Dans ce chaos, dont la Biennale de Venise a été le fidèle, trop fidèle reflet, il serait assurément fort aventureux de prétendre reconnaître des tendances ou distinguer des catégories. Du moins peut-on signaler que, parmi les expositions qui ont marqué l'année en France, figure celle de Martial Raysse au Jeu de paume puis au nouveau Carré d'Art de Nîmes, hommage rendu à l'un des fondateurs du Nouveau Réalisme, désormais converti à la peinture d'histoire et d'allégories, de portraits et de natures mortes. Mais, par ces temps de doute, les « grands anciens » restent les plus recherchés.
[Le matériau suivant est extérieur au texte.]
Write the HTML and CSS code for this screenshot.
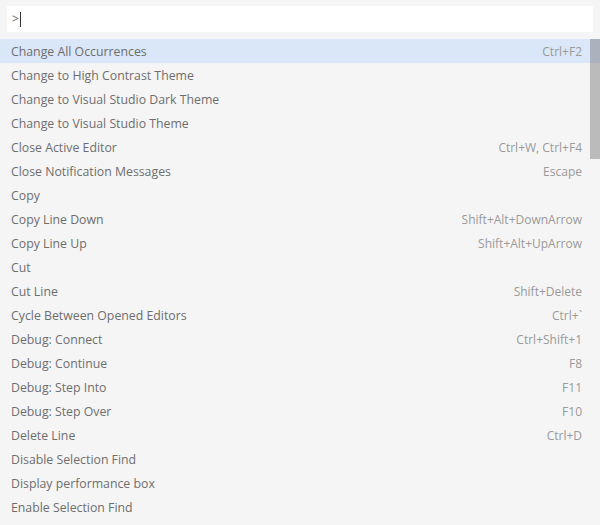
FILE: index.html
```html
<!DOCTYPE html>
<html>
<head>
<meta charset="utf-8">
<link rel="stylesheet" href="styles.css">
</head>
<body>
<div class="palette">
  <div class="input-row">
    <div class="input"><span class="prompt">&gt;</span><span class="caret"></span></div>
  </div>
  <div class="list-wrap">
    <ul class="list">
      <li class="item selected"><span class="label">Change All Occurrences</span><span class="key">Ctrl+F2</span></li>
      <li class="item"><span class="label">Change to High Contrast Theme</span></li>
      <li class="item"><span class="label">Change to Visual Studio Dark Theme</span></li>
      <li class="item"><span class="label">Change to Visual Studio Theme</span></li>
      <li class="item"><span class="label">Close Active Editor</span><span class="key">Ctrl+W, Ctrl+F4</span></li>
      <li class="item"><span class="label">Close Notification Messages</span><span class="key">Escape</span></li>
      <li class="item"><span class="label">Copy</span></li>
      <li class="item"><span class="label">Copy Line Down</span><span class="key">Shift+Alt+DownArrow</span></li>
      <li class="item"><span class="label">Copy Line Up</span><span class="key">Shift+Alt+UpArrow</span></li>
      <li class="item"><span class="label">Cut</span></li>
      <li class="item"><span class="label">Cut Line</span><span class="key">Shift+Delete</span></li>
      <li class="item"><span class="label">Cycle Between Opened Editors</span><span class="key">Ctrl+`</span></li>
      <li class="item"><span class="label">Debug: Connect</span><span class="key">Ctrl+Shift+1</span></li>
      <li class="item"><span class="label">Debug: Continue</span><span class="key">F8</span></li>
      <li class="item"><span class="label">Debug: Step Into</span><span class="key">F11</span></li>
      <li class="item"><span class="label">Debug: Step Over</span><span class="key">F10</span></li>
      <li class="item"><span class="label">Delete Line</span><span class="key">Ctrl+D</span></li>
      <li class="item"><span class="label">Disable Selection Find</span></li>
      <li class="item"><span class="label">Display performance box</span></li>
      <li class="item"><span class="label">Enable Selection Find</span></li>
    </ul>
    <div class="scrollbar"></div>
  </div>
</div>
</body>
</html>
```
FILE: styles.css
```css
html, body {
  margin: 0;
  padding: 0;
  background: #f5f5f5;
  width: 600px;
  height: 525px;
  overflow: hidden;
  font-family: "Open Sans", "Noto Sans", sans-serif;
}
.palette {
  display: flex;
  flex-direction: column;
}
.input-row {
  padding: 6px 7px 0 7px;
}
.input {
  height: 26px;
  background: #ffffff;
  display: flex;
  align-items: center;
  padding-left: 5px;
  font-size: 12px;
  color: #6a6a6a;
}
.prompt {
  line-height: 14px;
}
.caret {
  width: 1px;
  height: 15px;
  background: #333;
  margin-left: 1px;
}
.list-wrap {
  position: relative;
  margin-top: 7px;
}
.list {
  list-style: none;
  margin: 0;
  padding: 0;
}
.item {
  height: 24px;
  display: flex;
  align-items: center;
  justify-content: space-between;
  padding: 0 18px 0 11px;
}
.item.selected {
  background: #dae7f8;
}
.label {
  font-size: 12.3px;
  color: #6e6e6e;
}
.key {
  font-size: 12px;
  color: #9a9a9a;
}
.scrollbar {
  position: absolute;
  top: 0;
  right: 0;
  width: 10px;
  height: 120px;
  background: rgba(100, 100, 100, 0.4);
}
```
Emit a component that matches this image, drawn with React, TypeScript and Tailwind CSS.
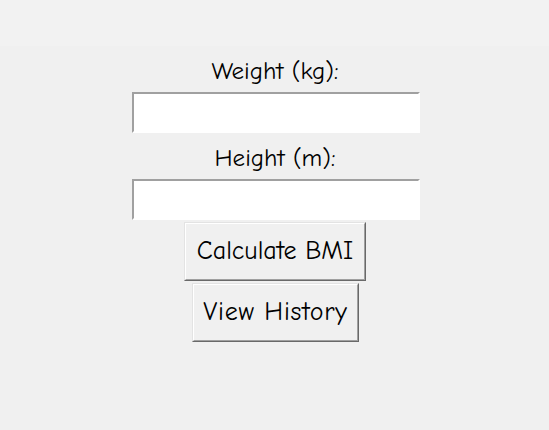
import React from "react";

const font = { fontFamily: '"Comic Sans MS", "Comic Neue", "DejaVu Sans", sans-serif' };

function Entry() {
  return (
    <div className="ml-[2px] w-[288px] h-[41px] border-2 border-t-[#a0a0a0] border-l-[#a0a0a0] border-r-white border-b-white bg-white" />
  );
}

function Btn({ label, w, extra }: { label: string; w: string; extra: string }) {
  return (
    <div className={`${w} h-[59px] border border-t-[#e3e3e3] border-l-[#e3e3e3] border-r-[#696969] border-b-[#696969]`}>
      <div className={`w-full h-full border border-t-white border-l-white border-r-[#a0a0a0] border-b-[#a0a0a0] bg-[#f0f0f0] flex items-center justify-center text-[26px] text-black whitespace-nowrap ${extra}`}>
        {label}
      </div>
    </div>
  );
}

export default function App() {
  return (
    <div className="w-[549px] h-[430px] bg-[#f0f0f0] flex flex-col" style={font}>
      <div className="h-[46px] bg-[#f2f2f2]" />
      <div className="flex flex-col items-center">
        <div className="h-[46px] flex items-center text-[25px] text-black pt-[4px] ml-[1px]">Weight (kg):</div>
        <Entry />
        <div className="h-[46px] flex items-center text-[25px] text-black pt-[4px] ml-[1px]">Height (m):</div>
        <Entry />
        <div className="h-[2px]" />
        <div className="flex flex-col items-center gap-[2px]">
          <div className="ml-[1px]"><Btn label="Calculate BMI" w="w-[182px]" extra="" /></div>
          <div className="ml-[2px]"><Btn label="View History" w="w-[167px]" extra="tracking-[0.8px]" /></div>
        </div>
      </div>
    </div>
  );
}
Matisse a triomphé au Centre Georges-Pompidou après avoir suscité un immense succès au Muséum of Modem Art de New York, suscité un flot de publications et des « produits dérivés », du foulard au poster, non moins nombreux. Le surréaliste Joan Miró a été célébré en grande pompe à Barcelone au moyen d'une rétrospective fleuve, avant de l'être à New York par une exposition non moins ample et ambitieuse. Quant aux toiles de Renoir, de Cézanne et de Matisse appartenant à la Fondation Barnes que représentait à l'automne le musée d'Orsay, elles sont devenues l'objet d'un véritable culte, où reproductions photographiques, effets médiatiques et engouement public se conjuguent. Autant d'exemples qui démontrent que l'air du temps est décidément à la prudence et à la tradition.